UHF Wiring
Submitted: Tuesday, Mar 08, 2005 at 15:00
ThreadID:
21049
Views:
12059
Replies:
8
FollowUps:
15
This Thread has been Archived
will21
Which circuit should I wire my UHF into? How much current do UHFs typically draw (peak).
Cheers
Reply By: geocacher (djcache) - Tuesday, Mar 08, 2005 at 15:07
Tuesday, Mar 08, 2005 at 15:07
Either pick a permanant 12 v feed for the ability to leave it on when you have the ignition off (eg waiting to hear from someone meeting you at a
camp spot etc).
Or just use your cigarette lighter circuit (or a mobile phone circuit in later vehicles)
Most have an in line fuse of about 3-5 amps.
Peak current draw depends on age and efficiency of the UHF. The new GME Tx3200/3400 pull about 1.6 Amps on Tx and bugger all on standby. An older unit may pull up to 2.5 amps on Tx.
If you want a temporary install just put a cig plug on the lead and plug it in when you use it.
Dave
AnswerID:
101583
Reply By: Big Woody - Tuesday, Mar 08, 2005 at 18:57
Tuesday, Mar 08, 2005 at 18:57
Always wire radio's direct to the battery. It eliminates, as mentioned above, interference, potential for shorting out, and other issues. If you wire it through some other circuit, in effect you are working through 2 fuses.
The radio's may not draw much when receiving, but when transmitting the drop in voltage through other circuits can often be enough to affect your transmission signal and strength.
Finally, probably the most important reason for connecting radio's direct to the battery is the stability of the voltage, Circuit boards do not like fluctuations in the powere supply and when connecting through other circuits, every time you turn something on or off or start the engine etc. you will find the voltage varies significantly.
Cheers,
Brett
AnswerID:
101605
Reply By: geocacher (djcache) - Thursday, Mar 10, 2005 at 22:59
Thursday, Mar 10, 2005 at 22:59
If you wire it directly to the battery put your fuse as close as is practical (without being ridiculous about it) to the battery to prevent a short before the fuse smoking the wiring.
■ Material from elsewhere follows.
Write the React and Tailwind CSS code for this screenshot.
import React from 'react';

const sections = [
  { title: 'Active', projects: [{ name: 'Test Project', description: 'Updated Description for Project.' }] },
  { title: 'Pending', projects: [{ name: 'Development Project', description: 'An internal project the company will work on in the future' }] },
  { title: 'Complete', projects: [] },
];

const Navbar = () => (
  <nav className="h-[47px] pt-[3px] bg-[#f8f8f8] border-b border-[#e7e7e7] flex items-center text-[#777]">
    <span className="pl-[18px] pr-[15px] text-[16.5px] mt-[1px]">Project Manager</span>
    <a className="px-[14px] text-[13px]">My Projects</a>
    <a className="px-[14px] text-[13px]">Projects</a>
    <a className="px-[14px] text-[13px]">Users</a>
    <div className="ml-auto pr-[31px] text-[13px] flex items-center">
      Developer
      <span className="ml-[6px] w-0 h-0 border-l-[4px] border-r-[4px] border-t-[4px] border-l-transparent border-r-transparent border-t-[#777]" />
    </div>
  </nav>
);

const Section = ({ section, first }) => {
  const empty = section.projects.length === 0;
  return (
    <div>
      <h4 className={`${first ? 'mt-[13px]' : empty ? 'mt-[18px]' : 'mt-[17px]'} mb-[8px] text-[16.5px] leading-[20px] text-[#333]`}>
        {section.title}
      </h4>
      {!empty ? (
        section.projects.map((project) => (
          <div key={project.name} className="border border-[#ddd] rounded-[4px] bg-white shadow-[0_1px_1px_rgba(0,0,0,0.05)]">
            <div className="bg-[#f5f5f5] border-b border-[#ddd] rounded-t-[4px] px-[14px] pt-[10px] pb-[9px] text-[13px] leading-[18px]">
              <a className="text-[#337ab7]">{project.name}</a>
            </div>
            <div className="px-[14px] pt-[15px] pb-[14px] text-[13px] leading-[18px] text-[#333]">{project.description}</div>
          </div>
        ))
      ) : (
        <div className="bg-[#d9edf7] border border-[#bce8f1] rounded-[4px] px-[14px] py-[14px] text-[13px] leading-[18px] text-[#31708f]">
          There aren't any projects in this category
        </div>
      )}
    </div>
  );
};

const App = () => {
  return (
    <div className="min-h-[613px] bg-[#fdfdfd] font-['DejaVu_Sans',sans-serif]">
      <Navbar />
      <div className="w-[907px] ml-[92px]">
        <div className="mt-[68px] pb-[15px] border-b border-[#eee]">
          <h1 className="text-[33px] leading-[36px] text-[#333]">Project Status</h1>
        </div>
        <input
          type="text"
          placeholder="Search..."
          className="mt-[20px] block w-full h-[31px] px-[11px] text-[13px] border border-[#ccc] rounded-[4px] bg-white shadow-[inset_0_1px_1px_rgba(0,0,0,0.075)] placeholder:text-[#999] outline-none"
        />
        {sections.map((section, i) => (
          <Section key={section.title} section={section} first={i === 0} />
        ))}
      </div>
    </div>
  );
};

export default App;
There's little point in fusing the -ve wire.
At 1.6 A draw it's unlikely that you will get enough voltage drop across a fuse to cause a problem but the contact quality between the crimped button (on glass fuses) or the female spade terminal on blade fuses can be a source of resistance.
You'd have to have a resistance of 0.5 ohm to 0.8 ohm to cause a 1 volt drop at the unit. With the engine running and an input tolerance typically between 11 - 15 volts being an absolute minimum on most units you would not cause any serious drop in radiated power. Even without the engine running and the battery sitting around 12.5 volts you'd struggle to notice it if at all.
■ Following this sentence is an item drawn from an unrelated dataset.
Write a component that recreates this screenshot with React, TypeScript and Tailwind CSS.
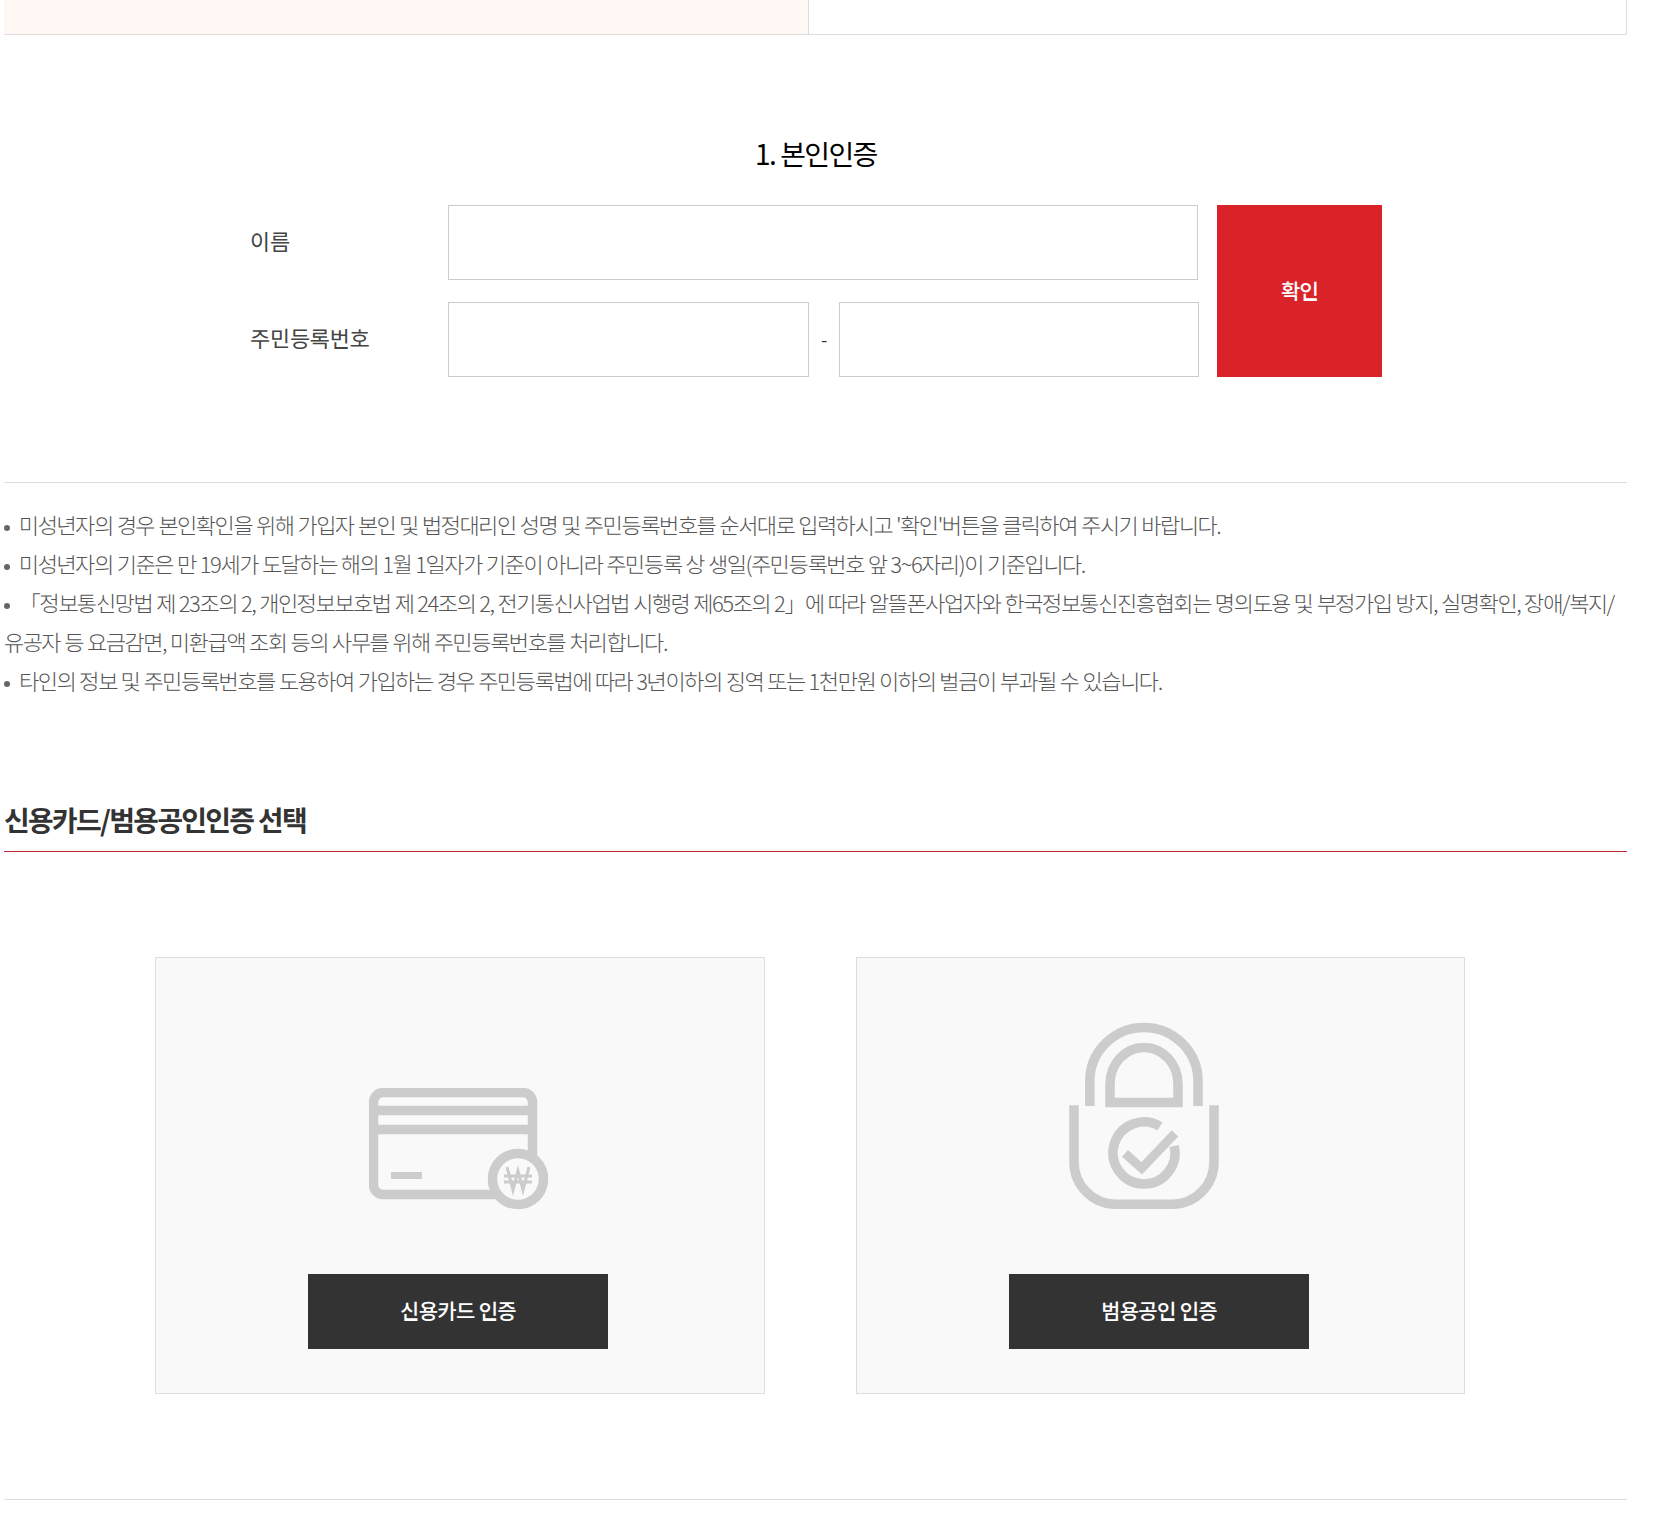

More emitted RF is lost on these radios through less than optimal SWR now that nearly no-one tunes antennae after installation.
Dave
Dave
AnswerID:
102010
Follow Up By: Mad Dog (Australia) - Thursday, Mar 10, 2005 at 23:19
Thursday, Mar 10, 2005 at 23:19
Dave, the -ve is fused to prevent the radio chassis and antenna earth being used as a return path in case the battery to block earth becomes open circuit. All my Ham rigs came with both the - and + wires fused from the factory.
FollowupID:
359825
Follow Up By: geocacher (djcache) - Friday, Mar 11, 2005 at 00:17
Friday, Mar 11, 2005 at 00:17
Hi Ray,
I suppose that's a point but there'd be many other pieces of equipment that could do the same thing in a modern 4wd and we don't fuse the negative rail of any of them.
I don't think I'll bother.
Interestingly Codan don't fuse the negative rail of their gear that I've seen.
Must dig out the old theory books and have a read, you've got me curious.